▼

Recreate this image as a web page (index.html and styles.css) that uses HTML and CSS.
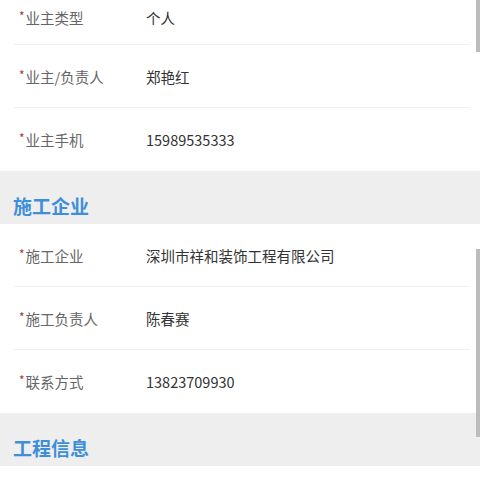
FILE: index.html
```html
<!DOCTYPE html>
<html lang="zh-CN">
<head>
    <meta charset="UTF-8">
    <meta name="viewport" content="width=device-width, initial-scale=1.0">
    <title>项目详情</title>
    <link rel="stylesheet" href="styles.css">
</head>
<body>

<div class="page">
    <ul class="field-list">
        <li class="row first"><span class="label"><i>*</i>业主类型</span><span class="value">个人</span></li>
        <li class="row"><span class="label"><i>*</i>业主/负责人</span><span class="value">郑艳红</span></li>
        <li class="row last"><span class="label"><i>*</i>业主手机</span><span class="value">15989535333</span></li>
    </ul>

    <h2 class="section-title">施工企业</h2>
    <ul class="field-list">
        <li class="row"><span class="label"><i>*</i>施工企业</span><span class="value">深圳市祥和装饰工程有限公司</span></li>
        <li class="row"><span class="label"><i>*</i>施工负责人</span><span class="value">陈春赛</span></li>
        <li class="row last"><span class="label"><i>*</i>联系方式</span><span class="value">13823709930</span></li>
    </ul>

    <h2 class="section-title">工程信息</h2>
    <div class="after"></div>

    <div class="scroll-bar top"></div>
    <div class="scroll-bar mid"></div>
</div>

</body>
</html>
```

FILE: styles.css
```css
body {
    margin: 0;
    background-color: #ffffff;
    font-family: "Noto Sans CJK SC", "Noto Sans", sans-serif;
    overflow: hidden;
}

.page {
    position: relative;
    width: 480px;
    height: 480px;
    overflow: hidden;
}

.field-list {
    list-style-type: none;
    margin: 0;
    padding: 0;
}

.row {
    display: flex;
    align-items: center;
    box-sizing: border-box;
    height: 63px;
    margin: 0 10px 0 14px;
    padding-left: 5px;
    border-bottom: 1px solid #f0f0f0;
    font-size: 14.5px;
}

.row.first {
    height: 45px;
    padding-bottom: 9px;
}

.row.last {
    border-bottom: none;
}

.label {
    width: 127px;
    color: #666666;
}

.label i {
    font-style: normal;
    color: #a8343c;
    font-size: 12px;
    vertical-align: 3px;
    margin-right: 1px;
}

.value {
    color: #333333;
}

.section-title {
    box-sizing: border-box;
    height: 53px;
    margin: 0;
    padding: 25px 0 0 13px;
    background-color: #eeeeee;
    color: #3f8edb;
    font-size: 19px;
    line-height: 19px;
    font-weight: bold;
}

.after {
    height: 20px;
}

.scroll-bar {
    position: absolute;
    right: 0;
    width: 4px;
    background-color: #bcbcbc;
}

.scroll-bar.top {
    top: 0;
    height: 52px;
}

.scroll-bar.mid {
    top: 249px;
    height: 188px;
}
```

▲

▸ TASK TO COMPLETE: Except for the pictures, print the data above exactly.

▸ RIGHT ANSWER:
Recreate this image as a web page (index.html and styles.css) that uses HTML and CSS.
FILE: index.html
```html
<!DOCTYPE html>
<html lang="zh-CN">
<head>
    <meta charset="UTF-8">
    <meta name="viewport" content="width=device-width, initial-scale=1.0">
    <title>项目详情</title>
    <link rel="stylesheet" href="styles.css">
</head>
<body>

<div class="page">
    <ul class="field-list">
        <li class="row first"><span class="label"><i>*</i>业主类型</span><span class="value">个人</span></li>
        <li class="row"><span class="label"><i>*</i>业主/负责人</span><span class="value">郑艳红</span></li>
        <li class="row last"><span class="label"><i>*</i>业主手机</span><span class="value">15989535333</span></li>
    </ul>

    <h2 class="section-title">施工企业</h2>
    <ul class="field-list">
        <li class="row"><span class="label"><i>*</i>施工企业</span><span class="value">深圳市祥和装饰工程有限公司</span></li>
        <li class="row"><span class="label"><i>*</i>施工负责人</span><span class="value">陈春赛</span></li>
        <li class="row last"><span class="label"><i>*</i>联系方式</span><span class="value">13823709930</span></li>
    </ul>

    <h2 class="section-title">工程信息</h2>
    <div class="after"></div>

    <div class="scroll-bar top"></div>
    <div class="scroll-bar mid"></div>
</div>

</body>
</html>
```

FILE: styles.css
```css
body {
    margin: 0;
    background-color: #ffffff;
    font-family: "Noto Sans CJK SC", "Noto Sans", sans-serif;
    overflow: hidden;
}

.page {
    position: relative;
    width: 480px;
    height: 480px;
    overflow: hidden;
}

.field-list {
    list-style-type: none;
    margin: 0;
    padding: 0;
}

.row {
    display: flex;
    align-items: center;
    box-sizing: border-box;
    height: 63px;
    margin: 0 10px 0 14px;
    padding-left: 5px;
    border-bottom: 1px solid #f0f0f0;
    font-size: 14.5px;
}

.row.first {
    height: 45px;
    padding-bottom: 9px;
}

.row.last {
    border-bottom: none;
}

.label {
    width: 127px;
    color: #666666;
}

.label i {
    font-style: normal;
    color: #a8343c;
    font-size: 12px;
    vertical-align: 3px;
    margin-right: 1px;
}

.value {
    color: #333333;
}

.section-title {
    box-sizing: border-box;
    height: 53px;
    margin: 0;
    padding: 25px 0 0 13px;
    background-color: #eeeeee;
    color: #3f8edb;
    font-size: 19px;
    line-height: 19px;
    font-weight: bold;
}

.after {
    height: 20px;
}

.scroll-bar {
    position: absolute;
    right: 0;
    width: 4px;
    background-color: #bcbcbc;
}

.scroll-bar.top {
    top: 0;
    height: 52px;
}

.scroll-bar.mid {
    top: 249px;
    height: 188px;
}
```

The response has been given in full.